Self-supervised Event-based Monocular Depth Estimation using Cross-modal Consistency
Junyu Zhu, Lina Liu, Bofeng Jiang, Feng Wen, Hongbo Zhang, Wanlong Li, Yong Liu
TL;DR
This work tackles dense monocular depth estimation with event cameras by addressing the lack of dense supervision through cross-modal self-supervision using aligned intensity frames. The EMoDepth framework trains a Depth-Net and a Pose-Net with a cross-modal consistency loss, enabling high-frequency depth prediction from events at inference time. A multi-scale skip-connection further enhances feature fusion for depth from sparse event data. Experiments on MVSEC and DSEC show state-of-the-art performance against existing supervised event-based and unsupervised frame-based methods, with real-time inference capabilities and robust performance in challenging lighting and motion conditions.
Abstract
An event camera is a novel vision sensor that can capture per-pixel brightness changes and output a stream of asynchronous ``events''. It has advantages over conventional cameras in those scenes with high-speed motions and challenging lighting conditions because of the high temporal resolution, high dynamic range, low bandwidth, low power consumption, and no motion blur.
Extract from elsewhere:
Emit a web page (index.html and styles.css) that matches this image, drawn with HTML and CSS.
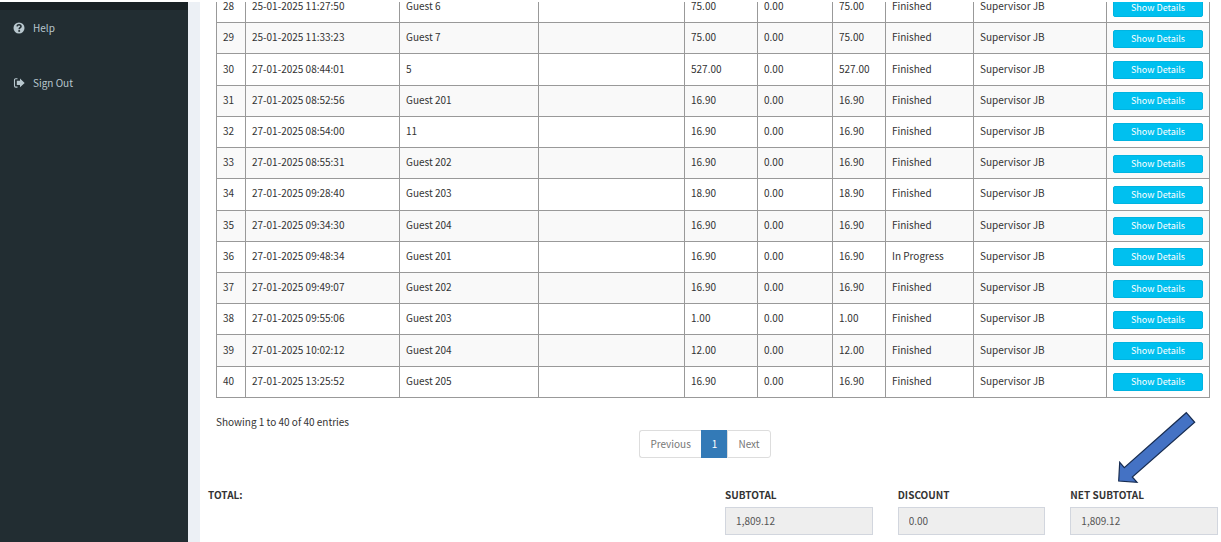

Therefore, several supervised monocular depth estimation from events is proposed to address scenes difficult for conventional cameras. However, depth annotation is costly and time-consuming. In this paper, to lower the annotation cost, we propose a self-supervised event-based monocular depth estimation framework named EMoDepth. EMoDepth constrains the training process using the cross-modal consistency from intensity frames that are aligned with events in the pixel coordinate. Moreover, in inference, only events are used for monocular depth prediction. Additionally, we design a multi-scale skip-connection architecture to effectively fuse features for depth estimation while maintaining high inference speed. Experiments on MVSEC and DSEC datasets demonstrate that our contributions are effective and that the accuracy can outperform existing supervised event-based and unsupervised frame-based methods.